Many young people who choose to come out now have more autonomy to choose when to come out and who to come out to, which means they have agency over their own narratives. In the past year alone, the NFL’s Ryan Russell, rapper Lil Nas X, The Bachelor’s Demi Burnett, and Disney star Joshua Rush have all made such a decision for themselves. And the more major networks and organizations support members of the LGBTQ+ community on their own terms, the more young people receive affirmation about their identities, whether or not they’re out.
“While the concept of coming out is a more mainstream topic of discussion these days, and there is more representation of LGBTQ+ people in media, the coming out process itself hasn’t changed all that drastically,” Brian Wenke, the executive director of the It Gets Better Project, told MTV News. “Coming out is a very personal experience.
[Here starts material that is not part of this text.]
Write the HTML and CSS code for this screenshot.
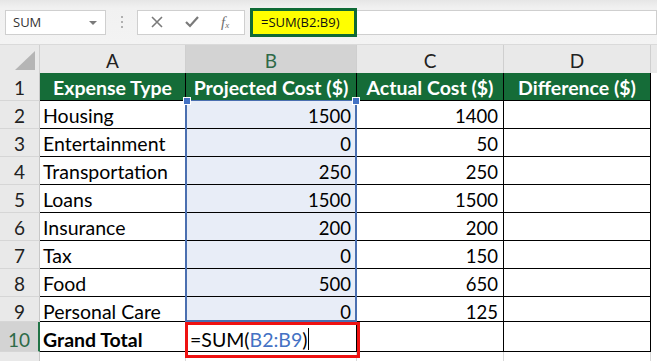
FILE: index.html
```html
<!DOCTYPE html>
<html>
<head>
<meta charset="utf-8">
<link rel="stylesheet" href="styles.css">
</head>
<body>
<div class="app">
  <div class="toolbar">
    <div class="namebox"><span>SUM</span><svg class="caret" width="10" height="6" viewBox="0 0 10 6"><path d="M1 1h8L5 5z" fill="#7a7a7a"/></svg></div>
    <div class="dots"><i></i><i></i><i></i></div>
    <div class="fxbox">
      <svg class="i-x" width="14" height="14" viewBox="0 0 14 14"><path d="M2 2l10 10M12 2L2 12" stroke="#7a7a7a" stroke-width="1.6"/></svg>
      <svg class="i-ok" width="16" height="14" viewBox="0 0 16 14"><path d="M2 7l4 4 8-9" stroke="#7a7a7a" stroke-width="2.2" fill="none"/></svg>
      <span class="fx">f<sub>x</sub></span>
    </div>
    <div class="formula-hl">=SUM(B2:B9)</div>
    <div class="formula-rest"></div>
  </div>
  <div class="sheet">
    <div class="corner"><svg width="24" height="22" viewBox="0 0 24 22"><path d="M22 2v19H2z" fill="#b5b5b5"/></svg></div>
    <div class="ch">A</div>
    <div class="ch sel">B</div>
    <div class="ch">C</div>
    <div class="ch">D</div>
    <div class="ch edge"></div>

    <div class="rh">1</div>
    <div class="hd">Expense Type</div>
    <div class="hd">Projected Cost ($)</div>
    <div class="hd">Actual Cost ($)</div>
    <div class="hd">Difference ($)</div>
    <div class="ex"></div>

    <div class="rh">2</div><div class="c">Housing</div><div class="c n b">1500</div><div class="c n">1400</div><div class="c"></div><div class="ex"></div>
    <div class="rh">3</div><div class="c">Entertainment</div><div class="c n b">0</div><div class="c n">50</div><div class="c"></div><div class="ex"></div>
    <div class="rh">4</div><div class="c">Transportation</div><div class="c n b">250</div><div class="c n">250</div><div class="c"></div><div class="ex"></div>
    <div class="rh">5</div><div class="c">Loans</div><div class="c n b">1500</div><div class="c n">1500</div><div class="c"></div><div class="ex"></div>
    <div class="rh">6</div><div class="c">Insurance</div><div class="c n b">200</div><div class="c n">200</div><div class="c"></div><div class="ex"></div>
    <div class="rh">7</div><div class="c">Tax</div><div class="c n b">0</div><div class="c n">150</div><div class="c"></div><div class="ex"></div>
    <div class="rh">8</div><div class="c">Food</div><div class="c n b">500</div><div class="c n">650</div><div class="c"></div><div class="ex"></div>
    <div class="rh low">9</div><div class="c low">Personal Care</div><div class="c n b low">0</div><div class="c n low">125</div><div class="c"></div><div class="ex"></div>
    <div class="rh rsel low">10</div><div class="c bold low">Grand Total</div><div class="c edit low">=SUM(<span class="ref">B2:B9</span>)<span class="cursor"></span></div><div class="c n"></div><div class="c"></div><div class="ex"></div>
    <div class="rh"></div><div class="c last"></div><div class="c last"></div><div class="c last"></div><div class="c last"></div><div class="ex"></div>

    <div class="selection"><i class="h1"></i><i class="h2"></i></div>
    <div class="redbox"></div>
  </div>
</div>
</body>
</html>
```

FILE: styles.css
```css
html, body {
  margin: 0;
  padding: 0;
  background: #ffffff;
}
body {
  font-family: "Lato", "Open Sans", sans-serif;
  width: 657px;
  height: 361px;
  overflow: hidden;
}
.app {
  width: 657px;
  height: 361px;
  overflow: hidden;
}
.toolbar {
  height: 45px;
  background: linear-gradient(#e6e6e6 0px, #f1f1f1 8px, #f3f3f3 100%);
  display: flex;
  align-items: center;
  box-sizing: border-box;
  border-bottom: 1px solid #dadada;
}
.namebox {
  margin-left: 5px;
  width: 101px;
  height: 25px;
  box-sizing: border-box;
  background: #fff;
  border: 1px solid #cfcfcf;
  display: flex;
  align-items: center;
  justify-content: space-between;
  padding: 0 7px 0 7px;
  font-family: "Open Sans", sans-serif;
  font-size: 13px;
  color: #333;
}
.caret { margin-top: 1px; }
.dots {
  width: 31px;
  display: flex;
  flex-direction: column;
  align-items: center;
  gap: 3px;
}
.dots i {
  width: 2px;
  height: 2px;
  background: #b0b0b0;
  display: block;
}
.fxbox {
  width: 108px;
  height: 25px;
  box-sizing: border-box;
  background: #fff;
  border: 1px solid #cfcfcf;
  display: flex;
  align-items: center;
  padding-left: 12px;
}
.i-ok { margin-left: 20px; }
.fx {
  margin-left: 21px;
  font-family: "Liberation Serif", serif;
  font-style: italic;
  font-size: 15px;
  color: #6f6f6f;
}
.fx sub { font-size: 9px; vertical-align: -1px; }
.formula-hl {
  margin-left: 5px;
  width: 107px;
  height: 29px;
  box-sizing: border-box;
  background: #ffff00;
  border: 3px solid #0f6a36;
  font-family: "Open Sans", sans-serif;
  font-size: 13px;
  color: #111;
  display: flex;
  align-items: center;
  padding-left: 8px;
}
.formula-rest {
  flex: 1;
  height: 25px;
  box-sizing: border-box;
  background: #fff;
  border: 1px solid #cfcfcf;
  border-left: none;
}
.sheet {
  position: relative;
  display: grid;
  grid-template-columns: 40px 146px 171px 147px 147px 6px;
  grid-template-rows: 28px 28px 28px 28px 28px 28px 28px 28px 28px 25px 30px 20px;
  font-size: 19.5px;
  color: #000;
}
.corner {
  background: #e9e9e9;
  border-right: 1px solid #d0d0d0;
  display: flex;
  align-items: flex-end;
  justify-content: flex-end;
  padding: 0 2px 2px 0;
  box-sizing: border-box;
}
.ch {
  background: #e9e9e9;
  border-right: 1px solid #cfcfcf;
  display: flex;
  align-items: center;
  justify-content: center;
  font-size: 19px;
  color: #222;
  box-sizing: border-box;
  padding-top: 2px;
}
.ch.sel {
  background: #d3d3d3;
  color: #2e6a48;
}
.ch.edge { border-right: none; }
.rh {
  background: #e9e9e9;
  border-right: 1px solid #c8c8c8;
  border-bottom: 1px solid #d6d6d6;
  display: flex;
  align-items: center;
  justify-content: center;
  font-size: 19px;
  color: #222;
  box-sizing: border-box;
  padding-top: 2px;
}
.rh.rsel {
  background: #d3d3d3;
  color: #2e6a48;
  border-right: 2px solid #217346;
}
.hd {
  background: #156c38;
  color: #fff;
  font-weight: bold;
  font-size: 19.5px;
  display: flex;
  align-items: center;
  justify-content: center;
  border-right: 1px solid #000;
  border-bottom: 1px solid #000;
  box-sizing: border-box;
  white-space: nowrap;
  padding-top: 2px;
}
.ex { background: #fff; }
.c {
  background: #fff;
  border-right: 1px solid #000;
  border-bottom: 1px solid #000;
  box-sizing: border-box;
  display: flex;
  align-items: center;
  padding: 2px 4px 0 3px;
  white-space: nowrap;
}
.c.last { border-bottom: none; border-right: 1px solid #d8d8d8; }
.c.n { justify-content: flex-end; padding-right: 5px; font-size: 18.5px; }
.c.b { background: #e8edf7; }
.c.bold { font-weight: bold; }
.c.edit { padding-left: 4px; }
.low { padding-top: 5px; }
.c.low { padding-top: 5px; }
.ref { color: #4472c4; }
.cursor {
  display: inline-block;
  width: 1px;
  height: 22px;
  background: #000;
  margin-left: 1px;
}
.selection {
  position: absolute;
  left: 185px;
  top: 55px;
  width: 172px;
  height: 222px;
  box-sizing: border-box;
  border: 2px solid #4a6fb0;
  border-top-width: 1px;
}
.selection i {
  position: absolute;
  width: 6px;
  height: 6px;
  background: #4472c4;
  border: 1px solid #fff;
  top: -4px;
}
.selection .h1 { left: -4px; }
.selection .h2 { right: -5px; }
.redbox {
  position: absolute;
  left: 185px;
  top: 277px;
  width: 175px;
  height: 36px;
  box-sizing: border-box;
  border: 3px solid #ee1111;
}
```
Whether or not to come out, and how to do so, is dictated by a number of factors, including someone’s environment, family and social circles, and personal process.”
We have an opportunity to flip the script. It’s due time we get to choose who we want to have the privilege of knowing that we’re LGBTQ+. And it’s due time that everyone understands that coming out isn’t a choice to be made for anyone else.
The bottom line is that there is no standard for how best to come out, or even when or how or why you should. Coming out has more than one answer, and a multitude of choices. One or none of them might be right for you. That should be up to you to decide.
We need this freedom now more than ever.